Milc & Televangel, Neutral Milc Motel (buy it / stream it)

Having kicked off 2022 with the AJ Suede collab Metatron's Cube, Televangel keeps it local as he closes the year out with Milc. This Portland, OR rapper-plus-producer combo feels like a truly synergistic one. Indeed, the veritable lushness of Televangel's beats complements Milc's mildly raspy and somewhat reedy flow, a union evident on "Dinner With Jay-Z" and "Milc The Shocker." For "Bunk House Viddles," they bring "Today Was A Good Day"-meets-"Summertime" vibes with a good breakfast and a following flurry of foodie metaphors worthy of daytime devouring. Feeling fully supported musically, the solid emcee holds it down with the aforementioned Suede on "Ronald Reagan" and holds his own opposite lyricists Defcee and Zilla Rocca on the posse cut "Turbulence."

OBIJUAN, GUANAHANI (buy it / stream it)

This past summer, OBIJUAN dropped a joint project with YUNGMORPHEUS, their all-caps union revealing aspects of their respective island heritages. Arguably more focused than their dubwise SLANG CASINO, his latest solo album intentionally delves deeper into Bahamanian history and culture while embedding these ideas into a document laden with leftfield hip-hop sonics.

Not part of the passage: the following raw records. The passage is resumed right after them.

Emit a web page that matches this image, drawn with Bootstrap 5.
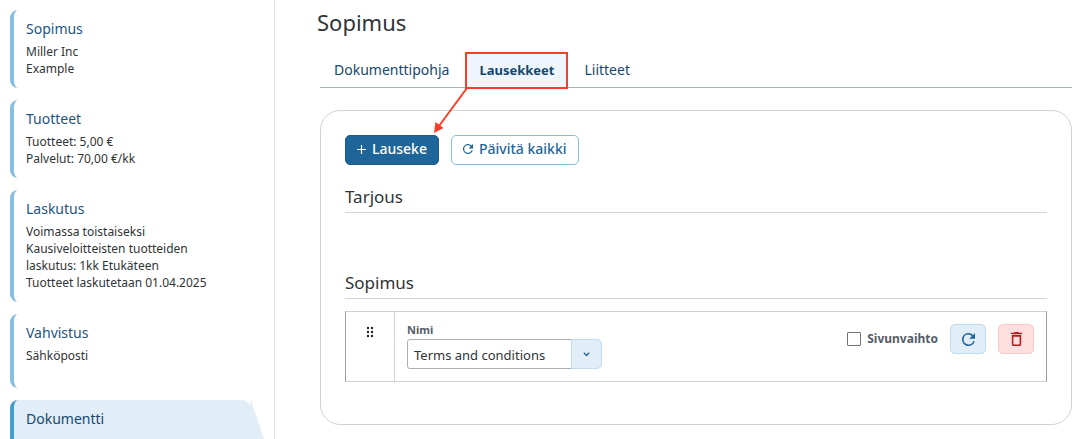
<!DOCTYPE html>
<html lang="fi">
<head>
<meta charset="utf-8">
<meta name="viewport" content="width=device-width, initial-scale=1">
<title>Sopimus</title>
<link href="https://cdn.jsdelivr.net/npm/bootstrap@5.3.0/dist/css/bootstrap.min.css" rel="stylesheet">
<style>
body { font-family: "Noto Sans", sans-serif; color: #2f3437; font-size: 13px; }
.page { min-height: 100vh; overflow: hidden; }

/* Step navigation */
.steps { flex: 0 0 275px; padding: 10px 24px 0 10px; border-right: 1px solid #dfe2e4; gap: 12px; height: 100vh; overflow: hidden; }
.step { flex: none; min-height: 74px; padding: 8px 12px 11px; border-left: 4px solid #86bfe1; border-radius: 8px; color: #2f3437; font-size: 12px; line-height: 17px; text-decoration: none; }
.step-name { font-size: 14px; line-height: 22px; margin-bottom: 3px; color: #1d5580; }
.step.active { position: relative; background: #e1edf7; border-left-color: #469dd0; min-height: 80px; }
.step.active::after { content: ""; position: absolute; left: 100%; top: 0; width: 24px; height: 80px; margin-left: -1px; background: #e1edf7; clip-path: polygon(0 8px, 2px 0, 100% 66px, 100% 100%, 0 100%); }
.step.active .step-name { color: #16486f; }

/* Main area */
.main { padding: 8px 8px 14px 45px; min-width: 0; }
.main h1 { font-size: 22px; line-height: 28px; margin: 0 0 16px -3px; font-weight: 400; }
.doc-tabs { border-bottom: 1px solid #a7b4b9; margin-bottom: 22px; gap: 2px; }
.doc-tabs .nav-link { font-size: 14px; line-height: 18px; padding: 9px 14px 8px; color: #16486f; border-radius: 0; }
.doc-tabs .nav-link.active { background: #eff5fc; font-size: 13px; font-weight: 700; }
.marked { position: relative; }
.marked::after { content: ""; position: absolute; inset: 0 0 -2px 0; border: 2px solid #fb3e27; pointer-events: none; }
.arrow { position: absolute; right: 100%; top: 100%; margin-right: -3px; z-index: 2; pointer-events: none; }

.panel { border: 1px solid #cfd3d7; border-radius: 20px; padding: 24px 24px 42px; }
.actions { gap: 12px; margin-bottom: 21px; }
.actions .btn { font-size: 14px; gap: 6px; }
.btn { font-size: 13px; line-height: 18px; font-weight: 500; padding: 5px 12px; border-radius: 5px; height: 30px; }
.actions .btn { padding: 4px 11px 6px; }
.btn-main { background: #1e659a; border-color: #1e5b8a; color: #fff; }
.btn-line { background: #fff; border-color: #86bfe1; color: #1e659a; }
.btn-main:hover { background: #16486f; color: #fff; }
.btn-line:hover, .btn-soft:hover { background: #d2e5f4; border-color: #86bfe1; }
.btn-soft { background: #e1edf7; border-color: #bedcf0; color: #1e659a; }
.btn-bin { background: #fddfdf; border-color: #fcc9c9; color: #b71c1c; }
.btn-square { width: 36px; padding: 0; }
.panel h2 { font-size: 17px; line-height: 22px; font-weight: 400; border-bottom: 1px solid #cfd3d7; padding-bottom: 4px; margin: 0; }
.clause-list { min-height: 59px; padding-top: 12px; }
.clause { border: 1px solid #cfd3d7; border-left-color: #999ea2; border-right-color: #999ea2; min-height: 71px; }
.handle { flex: 0 0 49px; border-right: 1px solid #cfd3d7; padding-top: 14px; cursor: grab; }
.clause-body { padding: 12px; }
.field-name { font-size: 11px; line-height: 11px; margin-bottom: 4px; font-weight: 700; color: #555d66; display: block; }
.combo { width: 195px; }
.combo .form-control { font-size: 13px; line-height: 18px; padding: 6px 6px 4px; height: 30px; border-color: #a7b0b5; color: #2f3437; border-radius: 3px; }
.combo .btn { width: 31px; padding: 0; }
.row-tools { gap: 12px; }
.tick-group { gap: 6px; }
.form-check-input.tick { width: 14px; height: 14px; margin: 0; border-color: #6c757d; border-radius: 1px; }
.tick-name { font-size: 12px; line-height: 16px; font-weight: 700; color: #555d66; }
</style>
</head>
<body>
<div class="page d-flex">
  <nav class="steps d-flex flex-column" aria-label="Vaiheet">
    <a class="step" href="#"><div class="step-name">Sopimus</div>Miller Inc<br>Example</a>
    <a class="step" href="#"><div class="step-name">Tuotteet</div>Tuotteet: 5,00 €<br>Palvelut: 70,00 €/kk</a>
    <a class="step" href="#"><div class="step-name">Laskutus</div>Voimassa toistaiseksi<br>Kausiveloitteisten tuotteiden laskutus: 1kk Etukäteen<br>Tuotteet laskutetaan 01.04.2025</a>
    <a class="step" href="#"><div class="step-name">Vahvistus</div>Sähköposti</a>
    <a class="step active" href="#" aria-current="step"><div class="step-name">Dokumentti</div></a>
  </nav>

  <main class="main flex-grow-1">
    <h1>Sopimus</h1>
    <ul class="nav doc-tabs">
      <li class="nav-item"><a class="nav-link" href="#">Dokumenttipohja</a></li>
      <li class="nav-item marked">
        <a class="nav-link active" href="#" aria-current="page">Lausekkeet</a>
        <svg class="arrow" width="36" height="48" viewBox="0 0 36 48" aria-hidden="true"><path d="M35 1 7 39" stroke="#fb3e27" stroke-width="2"/><path d="M2 46 3.500 35 11.500 41Z" fill="#fb3e27"/></svg>
      </li>
      <li class="nav-item"><a class="nav-link" href="#">Liitteet</a></li>
    </ul>

    <section class="panel">
      <div class="actions d-flex">
        <button type="button" class="btn btn-main d-flex align-items-center"><svg width="9" height="9" viewBox="0 0 9 9" aria-hidden="true"><path d="M4.500 0V9M0 4.500H9" stroke="currentColor" stroke-width="1.200"/></svg>Lauseke</button>
        <button type="button" class="btn btn-line d-flex align-items-center"><svg width="10" height="10" viewBox="0 0 16 16" fill="currentColor" aria-hidden="true"><path d="M13.650 2.350A8 8 0 1 0 15.730 10H13.650A6 6 0 1 1 8 2c1.660 0 3.140.690 4.220 1.780L9 7h7V0z"/></svg>Päivitä kaikki</button>
      </div>
      <h2>Tarjous</h2>
      <div class="clause-list"></div>
      <h2>Sopimus</h2>
      <div class="clause-list">
        <div class="clause d-flex">
          <div class="handle d-flex justify-content-center">
            <svg width="8" height="12" viewBox="0 0 8 12" fill="#222" aria-hidden="true"><circle cx="2" cy="2" r="1.200"/><circle cx="6" cy="2" r="1.200"/><circle cx="2" cy="6" r="1.200"/><circle cx="6" cy="6" r="1.200"/><circle cx="2" cy="10" r="1.200"/><circle cx="6" cy="10" r="1.200"/></svg>
          </div>
          <div class="clause-body d-flex flex-grow-1 align-items-start justify-content-between">
            <div>
              <label class="field-name" for="clause-name">Nimi</label>
              <div class="input-group combo flex-nowrap">
                <input type="text" class="form-control" id="clause-name" value="Terms and conditions">
                <button type="button" class="btn btn-soft d-flex align-items-center justify-content-center" aria-label="Avaa"><svg width="7" height="5" viewBox="0 0 7 5" fill="none" aria-hidden="true"><path d="M.8.8 3.500 3.500 6.200.8" stroke="currentColor" stroke-width="1.300"/></svg></button>
              </div>
            </div>
            <div class="row-tools d-flex align-items-center">
              <div class="tick-group d-flex align-items-center">
                <input class="form-check-input tick" type="checkbox" id="page-break">
                <label class="tick-name" for="page-break">Sivunvaihto</label>
              </div>
              <button type="button" class="btn btn-soft btn-square d-flex align-items-center justify-content-center" aria-label="Päivitä"><svg width="13" height="13" viewBox="0 0 16 16" fill="currentColor" aria-hidden="true"><path d="M13.650 2.350A8 8 0 1 0 15.730 10H13.650A6 6 0 1 1 8 2c1.660 0 3.140.690 4.220 1.780L9 7h7V0z"/></svg></button>
              <button type="button" class="btn btn-bin btn-square d-flex align-items-center justify-content-center" aria-label="Poista"><svg width="11" height="14" viewBox="0 0 14 18" fill="currentColor" aria-hidden="true"><path d="M11 6v10H3V6h8M9.500 0h-5l-1 1H0v2h14V1h-3.500l-1-1zM13 4H1v12c0 1.100.9 2 2 2h8c1.100 0 2-.9 2-2V4z"/></svg></button>
            </div>
          </div>
        </div>
      </div>
    </section>
  </main>
</div>
<script src="https://cdn.jsdelivr.net/npm/bootstrap@5.3.0/dist/js/bootstrap.bundle.min.js"></script>
</body>
</html>
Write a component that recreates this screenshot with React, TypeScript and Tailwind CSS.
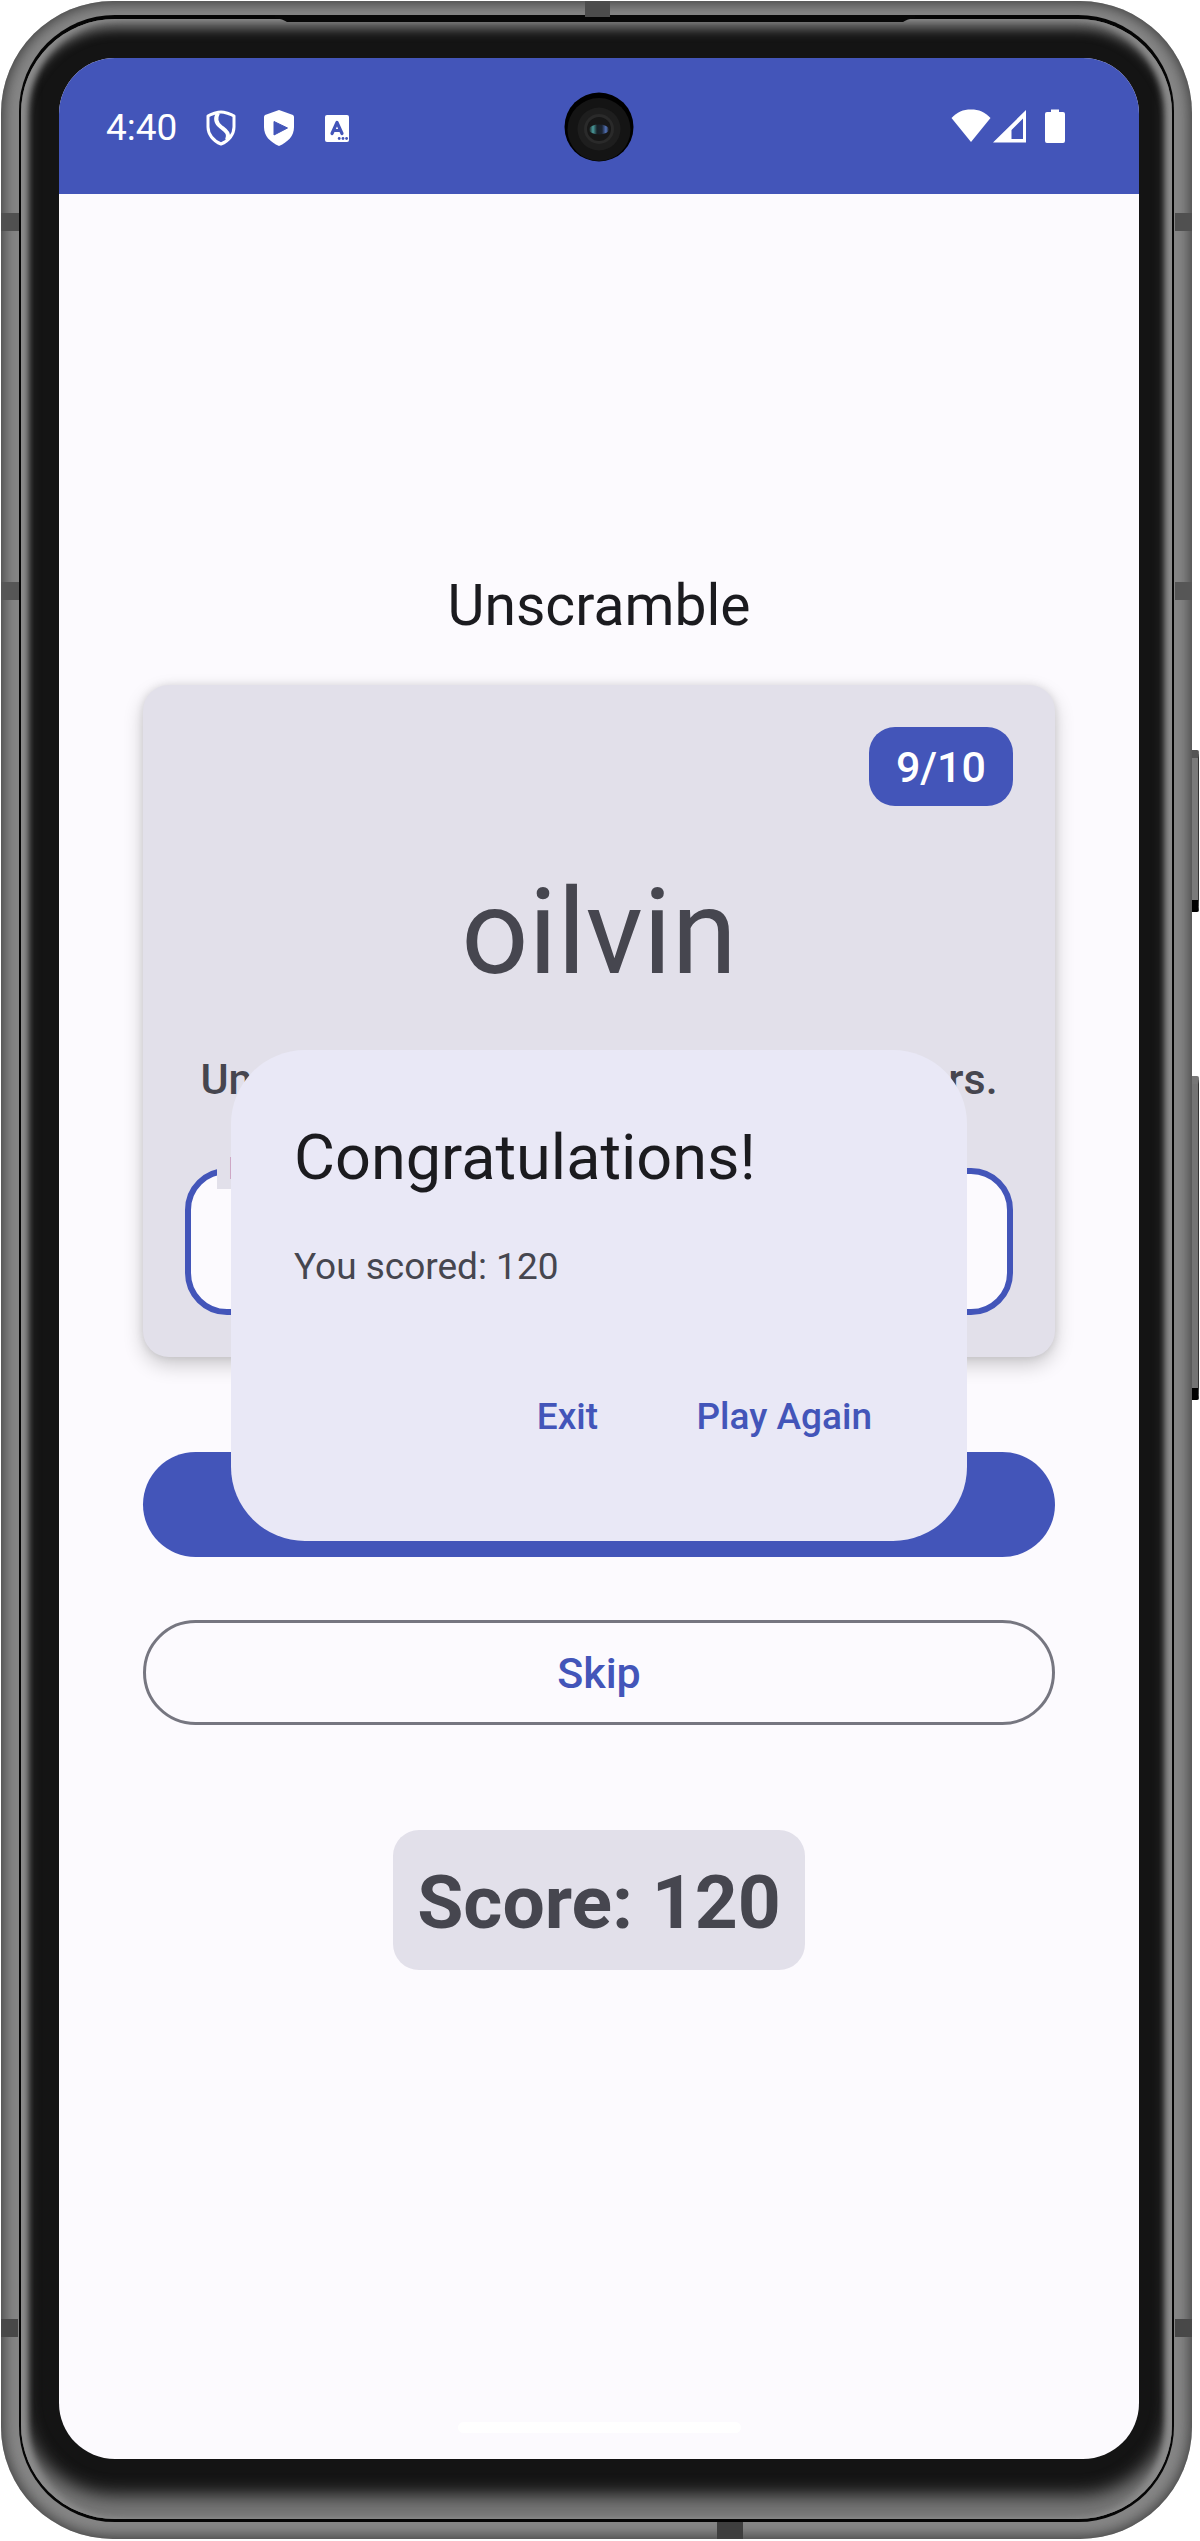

Produced entirely by previous collaborator DYLANTHEINFAMOUS, GUANAHANI finds the avant-rapper immersed in a new world of his own making, pensive through the creeping chaos of "INAGUA" and the haunting thump of "JAH JAH XITY." The relentless (ab)use of DJ drops, ad libs, and other such samples give the record a DatPiff mixtape sheen, impishly betraying the overarching gravity of "EXUMA" and "SOLARIUM."